--- begin Record list ---

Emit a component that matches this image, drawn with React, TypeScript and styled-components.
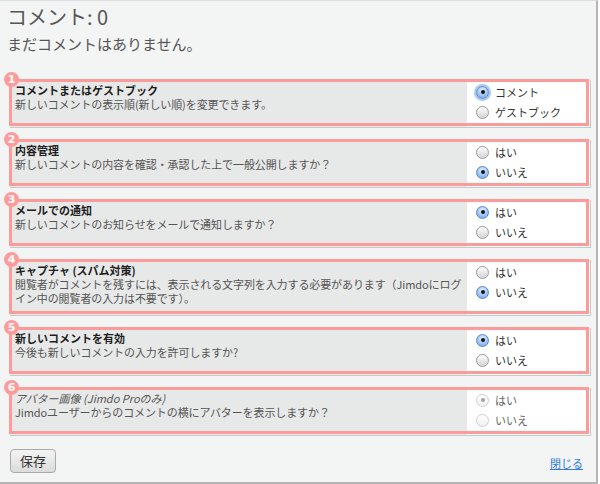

--- end Record list ---
--- begin Record list ---

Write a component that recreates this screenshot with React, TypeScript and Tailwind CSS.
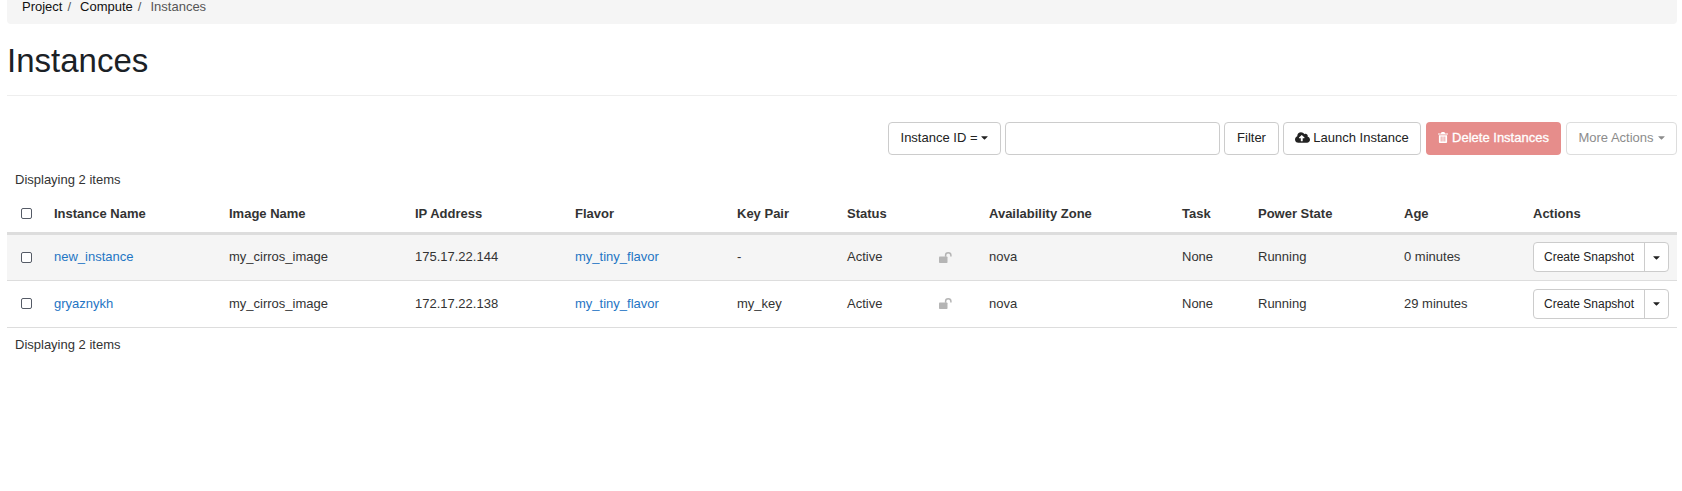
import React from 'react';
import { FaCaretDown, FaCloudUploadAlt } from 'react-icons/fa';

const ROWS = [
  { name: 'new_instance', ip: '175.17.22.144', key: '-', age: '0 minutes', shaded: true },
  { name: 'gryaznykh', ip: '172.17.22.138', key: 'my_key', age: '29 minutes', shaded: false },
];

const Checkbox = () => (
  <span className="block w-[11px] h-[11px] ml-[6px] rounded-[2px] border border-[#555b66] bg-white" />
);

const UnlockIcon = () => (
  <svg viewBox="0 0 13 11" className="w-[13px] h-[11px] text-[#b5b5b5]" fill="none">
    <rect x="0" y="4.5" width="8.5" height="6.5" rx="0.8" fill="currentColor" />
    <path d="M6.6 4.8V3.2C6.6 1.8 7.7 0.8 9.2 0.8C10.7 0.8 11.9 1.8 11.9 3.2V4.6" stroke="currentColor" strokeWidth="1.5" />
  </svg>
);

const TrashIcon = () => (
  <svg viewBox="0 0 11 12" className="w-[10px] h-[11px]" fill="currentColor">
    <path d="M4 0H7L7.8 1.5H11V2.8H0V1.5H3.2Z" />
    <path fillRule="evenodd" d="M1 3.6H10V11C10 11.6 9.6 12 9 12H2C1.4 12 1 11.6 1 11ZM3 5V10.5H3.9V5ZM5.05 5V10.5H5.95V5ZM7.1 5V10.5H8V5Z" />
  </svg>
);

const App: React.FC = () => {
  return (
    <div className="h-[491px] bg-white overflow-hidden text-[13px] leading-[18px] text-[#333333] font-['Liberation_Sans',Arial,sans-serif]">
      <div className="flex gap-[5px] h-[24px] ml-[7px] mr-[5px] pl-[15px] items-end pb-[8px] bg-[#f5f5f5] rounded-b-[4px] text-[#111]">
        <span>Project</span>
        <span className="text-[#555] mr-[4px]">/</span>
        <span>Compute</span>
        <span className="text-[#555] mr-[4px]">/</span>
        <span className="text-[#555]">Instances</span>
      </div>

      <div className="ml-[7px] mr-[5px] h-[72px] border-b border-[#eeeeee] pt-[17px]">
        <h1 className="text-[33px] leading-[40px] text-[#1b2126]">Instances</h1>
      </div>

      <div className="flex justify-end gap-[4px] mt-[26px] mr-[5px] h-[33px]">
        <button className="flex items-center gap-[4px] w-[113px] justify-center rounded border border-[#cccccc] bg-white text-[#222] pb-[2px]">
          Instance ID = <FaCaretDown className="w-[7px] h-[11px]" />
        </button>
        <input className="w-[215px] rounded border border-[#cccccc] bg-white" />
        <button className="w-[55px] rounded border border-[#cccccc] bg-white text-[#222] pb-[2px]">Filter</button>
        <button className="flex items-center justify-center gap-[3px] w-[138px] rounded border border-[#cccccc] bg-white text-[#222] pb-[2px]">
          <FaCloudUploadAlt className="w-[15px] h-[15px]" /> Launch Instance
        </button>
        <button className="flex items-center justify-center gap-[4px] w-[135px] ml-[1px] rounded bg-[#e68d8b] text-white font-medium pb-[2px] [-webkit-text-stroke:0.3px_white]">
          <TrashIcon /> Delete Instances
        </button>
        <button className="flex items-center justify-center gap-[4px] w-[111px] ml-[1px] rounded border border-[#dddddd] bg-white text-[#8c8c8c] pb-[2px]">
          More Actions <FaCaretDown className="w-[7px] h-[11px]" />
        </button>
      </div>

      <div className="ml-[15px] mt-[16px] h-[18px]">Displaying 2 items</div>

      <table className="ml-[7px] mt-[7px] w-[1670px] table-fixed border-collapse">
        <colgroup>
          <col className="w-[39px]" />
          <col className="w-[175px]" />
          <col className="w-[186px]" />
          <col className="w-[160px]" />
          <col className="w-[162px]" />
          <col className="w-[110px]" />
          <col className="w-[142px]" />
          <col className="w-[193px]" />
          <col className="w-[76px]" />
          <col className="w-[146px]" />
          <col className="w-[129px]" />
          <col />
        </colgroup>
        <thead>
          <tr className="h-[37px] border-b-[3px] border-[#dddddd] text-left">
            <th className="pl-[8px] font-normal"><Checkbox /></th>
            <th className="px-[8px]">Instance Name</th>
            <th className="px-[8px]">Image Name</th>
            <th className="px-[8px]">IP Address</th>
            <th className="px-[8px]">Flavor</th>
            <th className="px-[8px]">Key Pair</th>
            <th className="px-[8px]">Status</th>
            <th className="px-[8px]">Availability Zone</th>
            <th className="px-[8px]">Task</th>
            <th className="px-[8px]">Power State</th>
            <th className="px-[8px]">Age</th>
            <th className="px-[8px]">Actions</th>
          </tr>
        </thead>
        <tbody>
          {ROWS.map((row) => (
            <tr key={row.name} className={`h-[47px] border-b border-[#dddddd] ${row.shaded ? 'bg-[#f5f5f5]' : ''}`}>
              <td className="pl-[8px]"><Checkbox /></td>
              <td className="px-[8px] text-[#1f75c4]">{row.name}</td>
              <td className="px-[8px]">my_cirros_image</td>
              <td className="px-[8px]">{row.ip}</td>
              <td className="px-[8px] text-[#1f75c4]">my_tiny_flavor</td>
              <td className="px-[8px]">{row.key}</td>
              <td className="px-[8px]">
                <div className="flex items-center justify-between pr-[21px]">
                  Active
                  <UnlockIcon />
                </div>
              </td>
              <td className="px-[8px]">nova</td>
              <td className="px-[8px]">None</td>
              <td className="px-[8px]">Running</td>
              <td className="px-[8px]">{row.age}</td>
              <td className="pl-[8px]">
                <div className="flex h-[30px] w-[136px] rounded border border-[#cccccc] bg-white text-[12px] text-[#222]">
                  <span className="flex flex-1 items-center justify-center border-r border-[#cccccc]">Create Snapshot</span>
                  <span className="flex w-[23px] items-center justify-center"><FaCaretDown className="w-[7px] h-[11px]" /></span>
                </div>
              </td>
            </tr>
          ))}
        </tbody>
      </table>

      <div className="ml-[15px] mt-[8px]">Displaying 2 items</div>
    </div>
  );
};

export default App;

--- end Record list ---

■ Stated problem ■
Give the number of lines in the entries that hold the word "this", and nothing else.

■ The solution ■
2